Con mis primos  me comenzó el deseo de criar peces. Como  mi madre nunca me lo permitió,  corrí a mi refugio donde podía hacer casi lo que me diera la gana: la casa de Madrina. Allí tuve mi primera pecera. Recuerdo que goteaba continuamente por una esquina, y después de tanto chapapote, gomas y otros inventos infructuosos, lo remediamos con una cazuela en el piso colectando el agua que caía lentamente. 
Íbamos en grupo al río de la calle 1ª a buscar calandracas para darle de comer a los peces. Tenía pánico de esa excursión al río, que no era más que un tubo por donde salía el desperdicio del barrio formando un arroyo sucio, donde convivían los guajacones entre ranas, jubos, preservativos, ratas y las entrañables calandracas, pululando en el lodo negro y apestoso.
Nada de eso era tan terrible como ser asaltado por una pandilla de muchachos negros que vivían en los alrededores. Yo temblaba de miedo. Conocía de sus golpes, sus piedras, sus espadas de madera, sus tira-chapas y sus pies dando patadas. Pero no había otro lugar para encontrar comida, y Pedro, el señor que criaba peces,  muchas veces no tenía para vender. Aquella tarde, al no tener a nadie que me acompañara, me aventuré solo. Tenía dos opciones: iba solo, o se me morían de hambre. Temblando de miedo, fui con mi lata al río. Las calandracas se hundían en el fango apenas sentían el menor ruido. Había que meter la mano profundamente en el lodo negro y agarrar lo más que se pudiera y echarlo a la lata. Tenía que ser rápido, preciso, sin ningún titubeo.

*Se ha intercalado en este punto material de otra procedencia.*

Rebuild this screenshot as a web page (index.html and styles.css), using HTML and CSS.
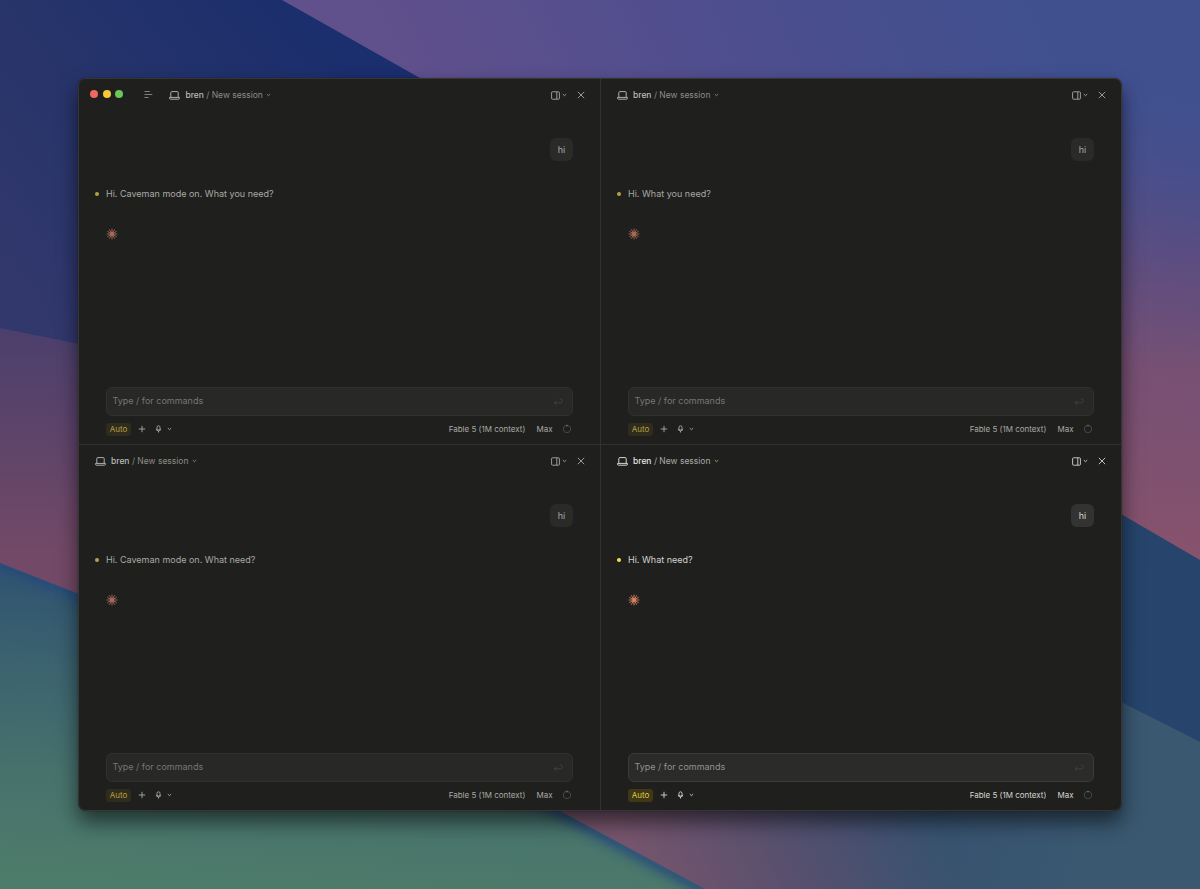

En eso estaba cuando sentí la primera piedra contra mi espalda. Me volví aterrorizado y allí estaban: tres negritos que me esperaban amenazantes. Me lanzaron otras piedras. Traté de correr, pero me dieron alcance y me lanzaron al suelo. Mientras uno de ellos sobre mí no paraba de golpearme, los otros gritaban y reían, alentándolo. Creo que aquella golpiza duró tres horas, un día, diez años. Con los ojos cerrados trataba de esquivar los golpes y de devolver algunos. De pronto, por sobre los gritos de los muchachos, sentí los de Ovidio. Me dejaron y salieron corriendo gritándole:
─ ¡Tembleque!... ¡Tembleque!... ─mientras le arrojaban lo que encontraban en su huida.
Después de sacudirme un poco la tierra y recuperar del polvo lo que quedaba de mi adolorido ego, levanté la lata que rodó en la pelea, y con Ovidio recogimos las calandracas.
─ Voy contigo ─ me dijo cuando terminamos ─ no sea que esos cabrones regresen.
Hablamos de los peces. ¿Hablamos de los peces?  ¿Fuimos conversando hasta la casa?  La memoria es caprichosa, juega sucio. No lo recuerdo. Solo recuerdo el olor del fango dentro de la lata, su color brillante, y una ligera sensación de seguridad.